第2回「目は口ほどにものを言い」 2000
12.14
昨年、ある外国の人と交渉しなければならない事があり、今、盛んに行われている電子メールでのやりとりをした。言葉の壁という大きなハンディもあったが、交渉の過程で、依頼した伝言の伝わり方に行き違いがあり、この話はご破算になって苦い思いをしたことであった。ある時、高名な眼科医である渡辺好政先生にこの話をした所、即座に以下の数
字を示され、直ちに文献のコピーが送られて来たことに恐れ入ったことであった。
情報の伝達には無意識の内に五感が動員されて、相手を観察しつつ理解をより深く、正確なものにしようとしている。相手の目を、顔元を見ながらそれが「裏腹」なのかどうか、好きなのに嫌い、その逆のときなど、言葉だけでは理解出来ない部分を補っている。
この感覚はコンピューターには不可能な技である。フロイトという高名な学者は、「人は正直である」と言っている。嘘をまことしやかに言っていても、体のどこかで嘘をいっている、というサインが出ているという。このことは言葉そのもの以上に感覚で理解する部分が大切なことを意味している。
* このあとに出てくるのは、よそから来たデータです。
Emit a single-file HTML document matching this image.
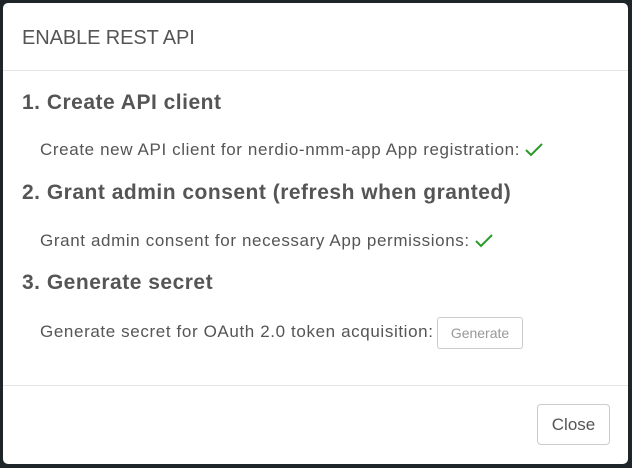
<!DOCTYPE html>
<html><head><style>
body{margin:0;width:632px;height:468px;background:#1d2528;font-family:"Liberation Sans",sans-serif;overflow:hidden;position:relative}
.m{position:absolute;left:3px;top:3px;width:625px;height:461px;background:#fff;border-radius:5px}
.h{position:absolute;left:19px;top:24px;font-size:20px;color:#555;letter-spacing:-0.1px}
.l1{position:absolute;left:0;right:0;top:67px;border-top:1px solid #e5e5e5}
.l2{position:absolute;left:0;right:0;top:382px;border-top:1px solid #e5e5e5}
.t{position:absolute;left:19px;font-size:21px;font-weight:bold;color:#555;letter-spacing:0.5px}
.p{position:absolute;left:37px;font-size:17px;color:#555;letter-spacing:0.62px;white-space:nowrap}
.ck{display:inline-block;vertical-align:-3px;margin-left:4px}
.g{position:absolute;left:434px;top:314px;width:86px;height:32px;border:1px solid #ccc;border-radius:3px;box-sizing:border-box;font-size:14px;color:#999;text-align:center;line-height:30px}
.c{position:absolute;left:534px;top:401px;width:73px;height:41px;border:1px solid #ccc;border-radius:4px;box-sizing:border-box;font-size:17px;color:#555;text-align:center;line-height:39px}
</style></head><body>
<div class="m">
<div class="h">ENABLE REST API</div>
<div class="l1"></div>
<div class="t" style="top:88px">1. Create API client</div>
<div class="p" style="top:137px">Create new API client for nerdio-nmm-app App registration:<svg class="ck" width="20" height="16" viewBox="0 0 20 16"><path d="M2 8 L7 13 L18 2" stroke="#2a9a2a" stroke-width="2" fill="none"/></svg></div>
<div class="t" style="top:178px">2. Grant admin consent (refresh when granted)</div>
<div class="p" style="top:228px">Grant admin consent for necessary App permissions:<svg class="ck" width="20" height="16" viewBox="0 0 20 16"><path d="M2 8 L7 13 L18 2" stroke="#2a9a2a" stroke-width="2" fill="none"/></svg></div>
<div class="t" style="top:268px">3. Generate secret</div>
<div class="p" style="top:319px">Generate secret for OAuth 2.0 token acquisition:</div>
<div class="g">Generate</div>
<div class="l2"></div>
<div class="c">Close</div>
</div>
</body></html>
伝達手段にはいろいろあるが、電子メールの隆盛に代表されるように、この所、文書による伝達の比重が次第に多くなっている。これが逆に誤解を生む最大の原因になっているのは皮肉なことだ。にもかかわらず、従来もこの手段が重視されて来たし、将来もこの傾向は一層拍車がかかるに違いない。
所で、情報伝達において、受け手は相手の言っていることの55%は視覚で判断すると言われている。表情、目の動き、身振りなどからである。又、声の調子や早さ、高低などが理解度の38%を占め、残る言葉そのもののや内容によって伝わるのは僅か「7%」に過ぎない。